This week has been a little quiet here because it has been a little loud in real life.
2018 has been a rough year. It has now seen the return of not one but two devils that I thought were under control.
15-20 years ago, before I was a medical professional, my body self destructed. I learned words like PCOS and went to the gynecologist for the first time. (Yes I know that was late…I would never had gone if it weren’t for that devil). Not long after that my heart started doing weird things and I started seeing a cardiologist for the first time. While he was a fun guy, it was not a fun time.
We did all the testing, multiple times. 48 hr heart monitors, 30 day heart monitors, nuclear testing, all the things. “It won’t kill you until it does” and “You just have to get used to it” was the conclusion. And I did.
It got to the point where I could have PVCs and not even miss words or stop what I was doing. It would occasionally jump into SVT (a fast rhythm) and I knew the tricks to get it out so I didn’t say anything. Nobody ever knew it happened but me. I took the meds. I still take them.
PCOS and my heart were both controlled with medications. Then at the beginning of the year PCOS decided not to be, and we’ve spent the year discussing what that led to. Wednesday, my heart followed suit, just like last time, only worse.

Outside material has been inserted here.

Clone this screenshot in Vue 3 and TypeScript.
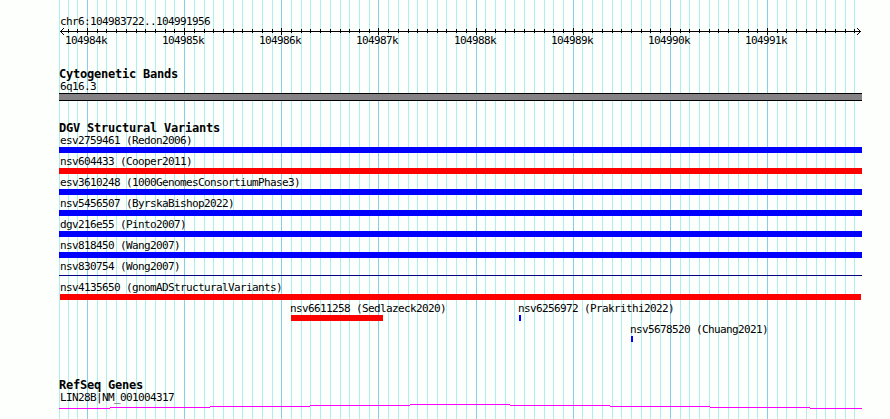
<template>
  <main class="browser">
    <svg class="browser__grid" width="890" height="419" shape-rendering="crispEdges">
      <rect
        v-for="line in gridLines"
        :key="line.x"
        :class="line.major ? 'grid-line--major' : 'grid-line'"
        :x="line.x"
        y="0"
        width="1"
        height="419"
      />
    </svg>

    <div class="browser__tracks">
      <section class="ruler">
        <div class="label">chr6:104983722..104991956</div>
        <svg class="ruler__axis" width="803" height="9" shape-rendering="crispEdges">
          <rect x="1" y="4" width="801" height="1" />
          <rect
            v-for="tick in ticks"
            :key="tick.x"
            :x="tick.x - LEFT"
            :y="tick.major ? 1 : 2"
            width="1"
            :height="tick.major ? 7 : 4"
          />
          <path d="M4.5 1.5L1.5 4.5L4.5 7.5M798.5 1.5L801.5 4.5L798.5 7.5" />
        </svg>
        <svg class="ruler__labels" width="803" height="14">
          <text
            v-for="tick in majorTicks"
            :key="tick.x"
            class="ruler__text"
            :x="tick.x - LEFT - 22"
            y="8"
          >{{ tick.name }}</text>
        </svg>
      </section>

      <section class="track track--bands">
        <h2 class="track__title">Cytogenetic Bands</h2>
        <div class="label">6q16.3</div>
        <div class="band"></div>
      </section>

      <section class="track track--variants">
        <h2 class="track__title">DGV Structural Variants</h2>
        <div v-for="(row, i) in rows" :key="i" class="row">
          <div
            v-for="variant in row"
            :key="variant.name"
            class="variant"
            :style="{ marginLeft: `${variant.offset}px` }"
          >
            <div
              class="label"
              :class="{
                'label--inset': variant.offset > 0,
                'label--outset': variant.offset > 1,
              }"
            >{{ variant.name }}</div>
            <div
              class="variant__bar"
              :class="`variant__bar--${variant.kind}`"
              :style="{ width: `${variant.width}px` }"
            ></div>
          </div>
        </div>
      </section>

      <section class="track track--genes">
        <h2 class="track__title">RefSeq Genes</h2>
        <div class="label">LIN28B|NM_001004317</div>
        <svg class="gene" width="803" height="6" shape-rendering="crispEdges">
          <rect
            v-for="part in intron"
            :key="part.x"
            :x="part.x"
            :y="part.y"
            :width="part.width"
            height="1"
          />
        </svg>
      </section>
    </div>
  </main>
</template>

<script setup lang="ts">
type Kind = 'gain' | 'loss' | 'line';

interface Variant {
  name: string;
  kind: Kind;
  offset: number;
  width: number;
}

interface Tick {
  x: number;
  major: boolean;
  name: string;
}

const LEFT = 59;
const FIRST_MAJOR = 86.99;
const STEP = 9.714; // pixels per 100 bases

const gridLines: Tick[] = Array.from({ length: 83 }, (_, i) => {
  const k = i - 3;
  return {
    x: Math.max(LEFT, Math.round(FIRST_MAJOR + k * STEP)),
    major: k >= 0 && k % 10 === 0,
    name: `${104984 + k / 10}k`,
  };
}).filter((line) => line.x < 860);
const ticks = gridLines.slice(1);
const majorTicks = ticks.filter((tick) => tick.major);

const full = (name: string, kind: Kind): Variant[] => [
  { name, kind, offset: 0, width: 803 },
];

const rows: Variant[][] = [
  full('esv2759461 (Redon2006)', 'loss'),
  full('nsv604433 (Cooper2011)', 'gain'),
  full('esv3610248 (1000GenomesConsortiumPhase3)', 'loss'),
  full('nsv5456507 (ByrskaBishop2022)', 'loss'),
  full('dgv216e55 (Pinto2007)', 'loss'),
  full('nsv818450 (Wang2007)', 'loss'),
  full('nsv830754 (Wong2007)', 'line'),
  [{ name: 'nsv4135650 (gnomADStructuralVariants)', kind: 'gain', offset: 1, width: 801 }],
  [
    { name: 'nsv6611258 (Sedlazeck2020)', kind: 'gain', offset: 232, width: 92 },
    { name: 'nsv6256972 (Prakrithi2022)', kind: 'loss', offset: 460, width: 2 },
  ],
  [{ name: 'nsv5678520 (Chuang2021)', kind: 'loss', offset: 572, width: 2 }],
];

const intron = [
  { x: 0, y: 4, width: 51 },
  { x: 51, y: 3, width: 100 },
  { x: 151, y: 2, width: 100 },
  { x: 251, y: 1, width: 100 },
  { x: 351, y: 0, width: 100 },
  { x: 451, y: 1, width: 100 },
  { x: 551, y: 2, width: 100 },
  { x: 651, y: 3, width: 100 },
  { x: 751, y: 4, width: 52 },
];
</script>

<style>
body {
  background: #fdfffc;
}
</style>

<style scoped>
.browser {
  display: grid;
  width: 890px;
  height: 419px;
  overflow: hidden;
  background: #fdfffc;
  color: #000;
}

.browser__grid,
.browser__tracks {
  grid-area: 1 / 1;
}

.grid-line {
  fill: #afeeee;
}

.grid-line--major {
  fill: #87ceeb;
}

.browser__tracks {
  width: 803px;
  margin-left: 59px;
  padding-top: 15px;
}

svg {
  display: block;
}

.label,
.ruler__text {
  font-family: 'DejaVu Sans Mono', monospace;
  font-size: 11px;
  letter-spacing: -0.622px;
}

.label {
  height: 12px;
  padding-left: 1px;
  line-height: 14px;
  white-space: pre;
}

.label--inset {
  padding-left: 0;
}

.label--outset {
  margin-left: -1px;
}

.ruler {
  height: 53px;
}

.ruler__axis path {
  fill: none;
  stroke: #000;
  stroke-linecap: square;
}

.ruler__labels {
  overflow: visible;
}

.track__title {
  height: 12px;
  margin: 0;
  font: bold 12px/12px 'DejaVu Sans Mono', monospace;
  letter-spacing: -0.225px;
}

.track--bands {
  height: 54px;
}

.band {
  height: 8px;
  margin-top: 1px;
  box-sizing: border-box;
  border: solid #000;
  border-width: 1px 0;
  background: #848284;
}

.track--variants {
  height: 257px;
}

.row {
  display: grid;
  height: 21px;
}

.variant {
  grid-area: 1 / 1;
}

.variant__bar {
  height: 6px;
  margin-top: 1px;
}

.variant__bar--gain {
  background: #f00;
}

.variant__bar--loss {
  background: #00f;
}

.variant__bar--line {
  height: 1px;
  margin-top: 3px;
  background: #000080;
}

.gene {
  margin-top: 1px;
  fill: #f0f;
}
</style>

I was at work, doing normal things, slapping dressings on stuff and I felt some skips. I kept doing the things. Then it skipped some more. Then…it took off. I did what I always do. I excused myself from the room and went to make it stop. Only instead of slowing down, it went from 160s to 180s, and it started getting scary. I didn’t want to involve anyone but I had to because I couldn’t breathe and it hurt. And I ended up in the ER.
Thankfully it decided the fun was over on its own but it was definitely scary and annoying, but mostly scary. And I couldn’t control it.
So here we go again, deja vu. I am the winner of another heart monitor sometime soon. I also have been significantly slowed down as I both feel like I’ve been hit by a bus and can not outrun my heart and speed it up. Ain’t nobody got time for that.
It’s been another humbling experience of 2018. I am thankful for my people, one of whom sat around in the dark that night and made sure I didn’t die. (Who wants that fun job?). It made me feel both bad and grateful because no one should have to do that but yet I am grateful that someone cares enough to do that.
I don’t know where this train will take us this time. And that’s never good. Especially this time of year, I just want to feel normal and do all the things I need to do. I mean I don’t have any Christmas presents yet even. But it is what it is, and here we go again.
I don’t know what the lesson is this time, but I guess I didn’t last time either. I just know I’m still not strong with faith that everything will work out. I am still sometimes (last night for one) afraid to go to sleep at night again.
So ya…I mean I don’t even know what else to say but that’s where we are. I don’t have any big lessons for you. I’m just processing and trying to figure out how to navigate the old devils that insist on returning with a vengeance. This time I say we destroy the self-destruct button when we’re through.
I had high hopes for this season, but here we are. I mean I still have some hope that it’ll come out okay in the end. I guess we’re still receiving limps with the blessings. I just hope we’re a little heavier on the blessings soon.
If the lesson I’m supposed to learn is “I have no control”, I get it. I still don’t like it but I get it. Also the song Stand in the Rain, by Superchick, came on last night (an old song for an old problem). It said all the things.